We had lots of fun during our high school years. We went to lots of basketball games and track meets. Rodney was always one of the main five players and went to other towns to play ball a lot. Sometimes they took the school bus so others could go. Once I was in a Dance Festival that was real fun and we took it to Las Vegas to put it on. I was in the band. I played the flute and sometimes the cymbals and we went around the country to different towns including Cedar City and Las Vegas.

Rodney was from a good active LDS family. He was the youngest of 12 children. I really liked his whole family, especially his borthers Dan, Denzel and Moroni.

My Junior Class, I am on the left of the second row

I went with Rodney on his senior sneak trip. We all went on a school bus to Bryce Canyon and we had a lot of fun. It was early in the spring, so we couldn't go on to Grand Canyon as we had planned, because it was still closed because of snow.
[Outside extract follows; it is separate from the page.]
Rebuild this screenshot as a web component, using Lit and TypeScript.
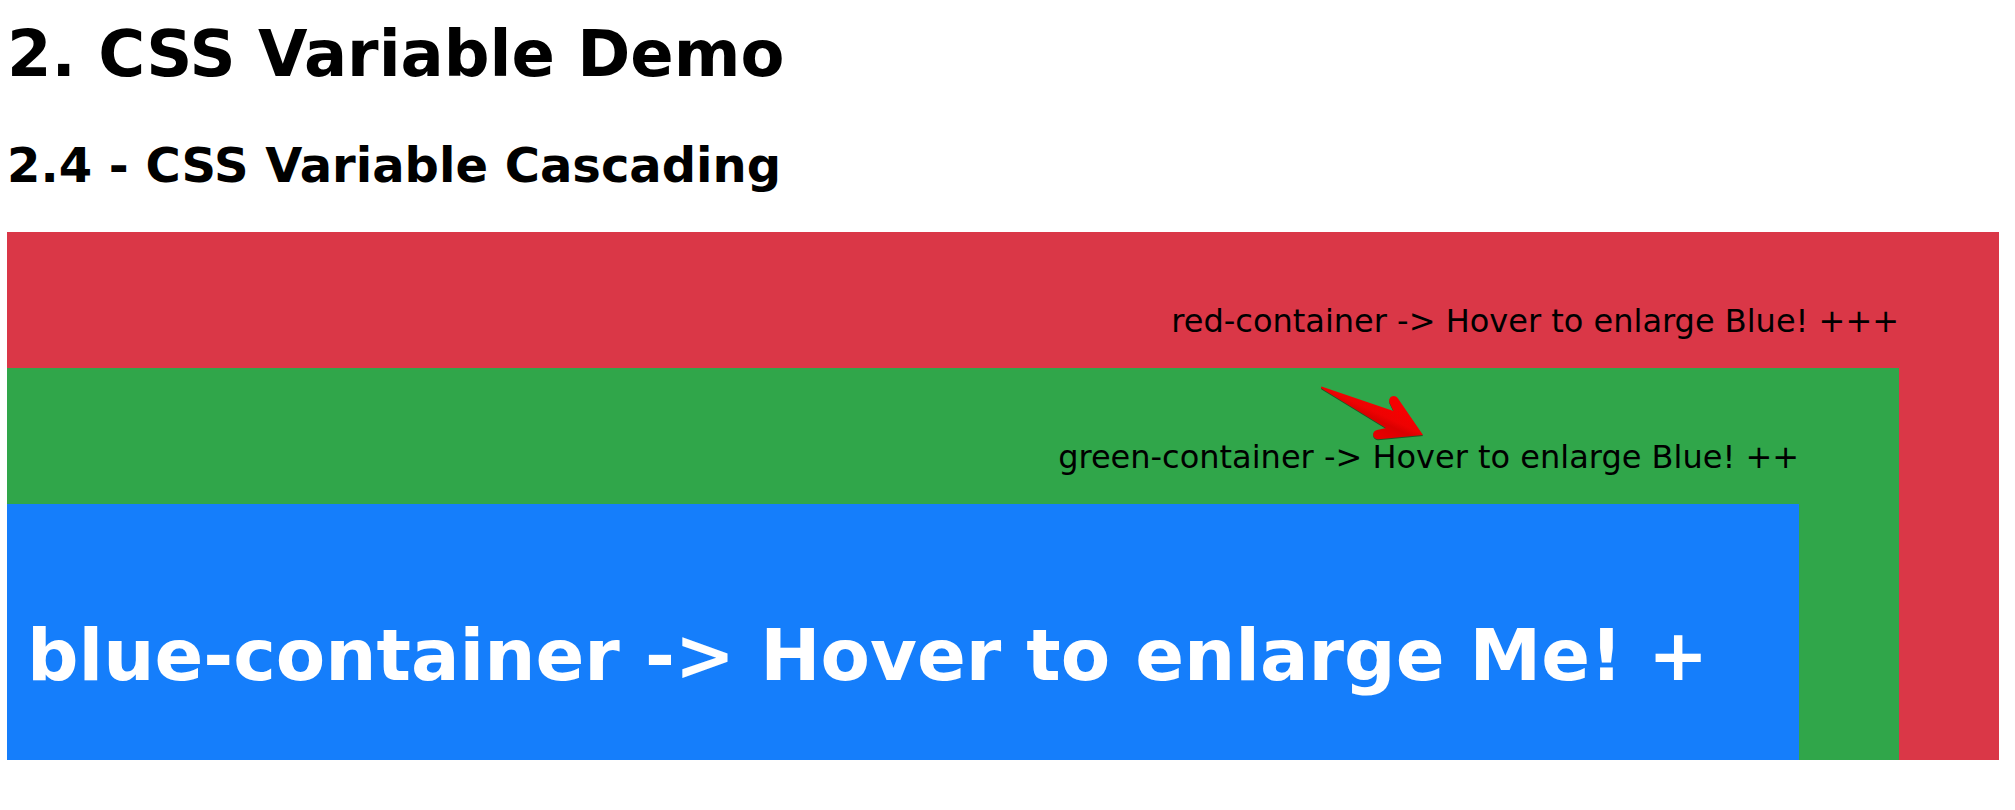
import { LitElement, html, css } from "lit";
import { customElement } from "lit/decorators.js";

@customElement("app-root")
export class AppRoot extends LitElement {
  static styles = css`
    :host {
      display: block;
      padding: 14px 16px 48px 7px;
      background: #fff;
      color: #000;
      font-family: Verdana, "DejaVu Sans", sans-serif;
      font-size: 32px;
      line-height: 40px;
    }
    h1,
    h2,
    p {
      margin: 0;
    }
    h1 {
      font-size: 64px;
      line-height: 80px;
      margin-bottom: 43px;
    }
    h2 {
      font-size: 48px;
      line-height: 56px;
      margin-bottom: 39px;
    }
    .red,
    .green {
      padding-right: 100px;
      text-align: right;
    }
    .red {
      background: #da3747;
    }
    .green {
      position: relative;
      background: #30a64a;
    }
    .label {
      padding: 69px 0 27px;
    }
    .blue {
      padding: 107px 20px 61px;
      background: #157efb;
      color: #fff;
      font-size: 72px;
      font-weight: bold;
      line-height: 88px;
      text-align: left;
    }
    .arrow {
      position: absolute;
      top: 17px;
      right: 475px;
    }
  `;

  render() {
    return html`
      <h1>2. CSS Variable Demo</h1>
      <h2>2.4 - CSS Variable Cascading</h2>
      <div class="red">
        <p class="label">red-container -&gt; Hover to enlarge Blue! +++</p>
        <div class="green">
          <p class="label">green-container -&gt; Hover to enlarge Blue! ++</p>
          <svg class="arrow" width="104" height="57" viewBox="0 0 104 57" aria-hidden="true">
            <defs>
              <linearGradient id="shade" gradientUnits="userSpaceOnUse" x1="76" y1="22" x2="62" y2="52">
                <stop offset="0" stop-color="#f60000" />
                <stop offset="0.4" stop-color="#ee0202" />
                <stop offset="0.6" stop-color="#da0000" />
                <stop offset="1" stop-color="#e60000" />
              </linearGradient>
            </defs>
            <path
              d="M1.5 1.5 L73.5 26 L69.4 17.5 C68 12 74 8.5 78 13.5 L103 50 L58 54.3 C52 54 51.5 46 57 45 L66 43 L1.5 3.5 Q.5 2 1.5 1.5Z"
              transform="translate(0 1)"
              fill="#1d5a25"
            />
            <path
              d="M1.5 1.5 L73.5 26 L69.4 17.5 C68 12 74 8.5 78 13.5 L103 50 L58 54.3 C52 54 51.5 46 57 45 L66 43 L1.5 3.5 Q.5 2 1.5 1.5Z"
              fill="url(#shade)"
            />
          </svg>
          <div class="blue">blue-container -&gt; Hover to enlarge Me! +</div>
        </div>
      </div>
    `;
  }
}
After Rodney graduated in May, 1938 I went to St. George to work again as a waitress in the Big Hand Cafe. Rodney rode the bus to see me several times. The depression was still on so we didn't have much money to spend on entertainment. He stayed at my folks place and helped my father make bricks from gypsum. After he went home he picked cantalope in Moapa Valley to earn money.

I have many childhood memzzories. Some are very good and sacred to me. Some are sad painful to remember. I love my parents and brothers and sisters very much, but it seems that our life was hard and deprived. I never had the good clothes and things girls my age usually had, so I felt inferior. My father was sick and not able to work steady and provide a good living for his family. This bothered him and made him depressed, which probably added to his illness.

I certainly am thankful for the teachings and example of my father and mother. They taught us the gospel. We prayed daily as a family. We saw the strength of the Holy Priesthood as a healing power in our home. All of these things prepared me for my life as a married woman.